The network’s poll found some slight differences among respondents when asked about blame for the Crucifixion, however: 12 percent of evangelical Protestants, 11 percent of Protestants and 6 percent of Catholics said today’s Jews still are responsible for Jesus’ death.

Gauging American religious beliefs has been the focus of other recent surveys as well.

A Harris poll of 2,201 adults charting “Religious and Other Beliefs of Americans 2003” found last year that 93 percent of the nation’s Christians believe in miracles, 95 percent in heaven, 93 percent in the virgin birth of Christ and 96 percent in Christ’s resurrection.

In another survey of 2,306 adults released in October, Harris also found that 42 percent felt God was a male, while only 1 percent said God was a female. Thirty-eight percent said God was neither male nor female, and 11 percent said God was both genders.

The poll also found that 48 percent said God was a “spirit or power that can take on human form but is not inherently human,” 9 percent said God was “like a human being” and 27 percent said God “does not take on human form.”

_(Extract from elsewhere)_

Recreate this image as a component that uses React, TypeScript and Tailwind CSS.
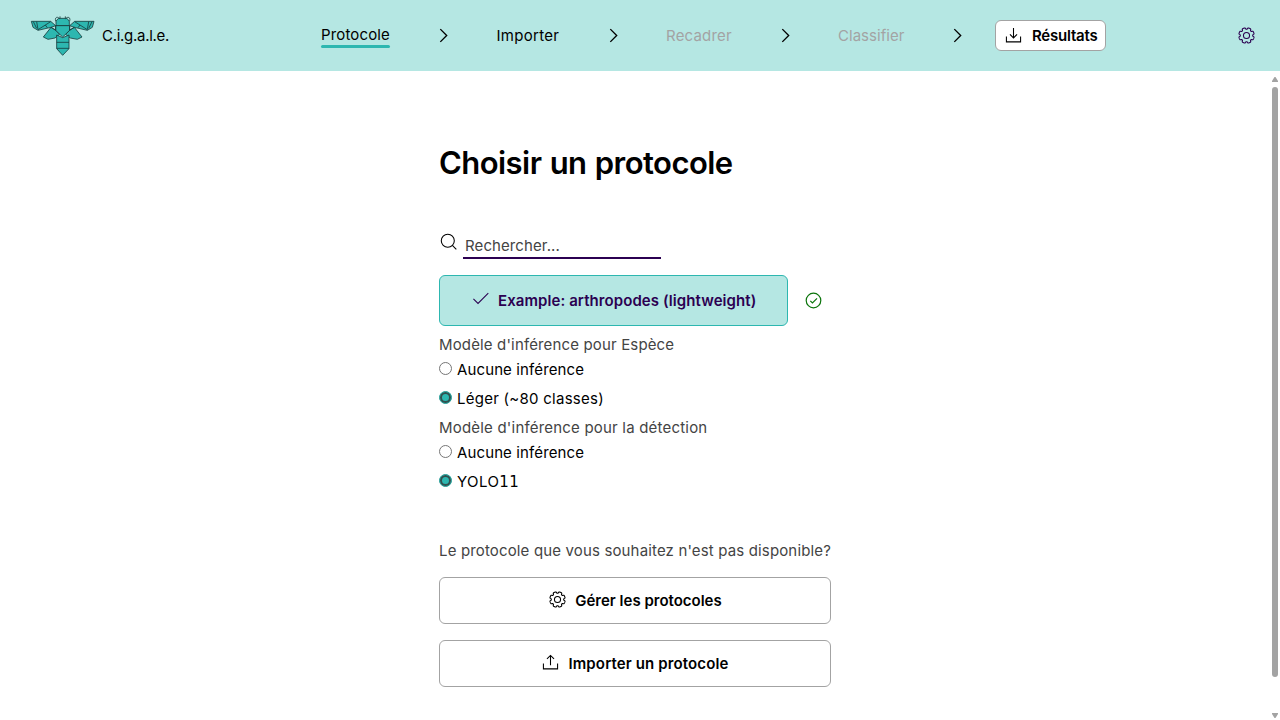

Meanwhile, a Gallup Poll of 1,004 adults released Dec. 30 found that 61 percent of Americans believe “religion can answer all or most of today’s problems,” although 64 percent felt that religion is losing its influence on the nation.

Another Gallup Poll released in November found that six out of every 10 Americans said religion was “very important” in their lives — compared with 28 percent of Canadians and 17 percent of the British.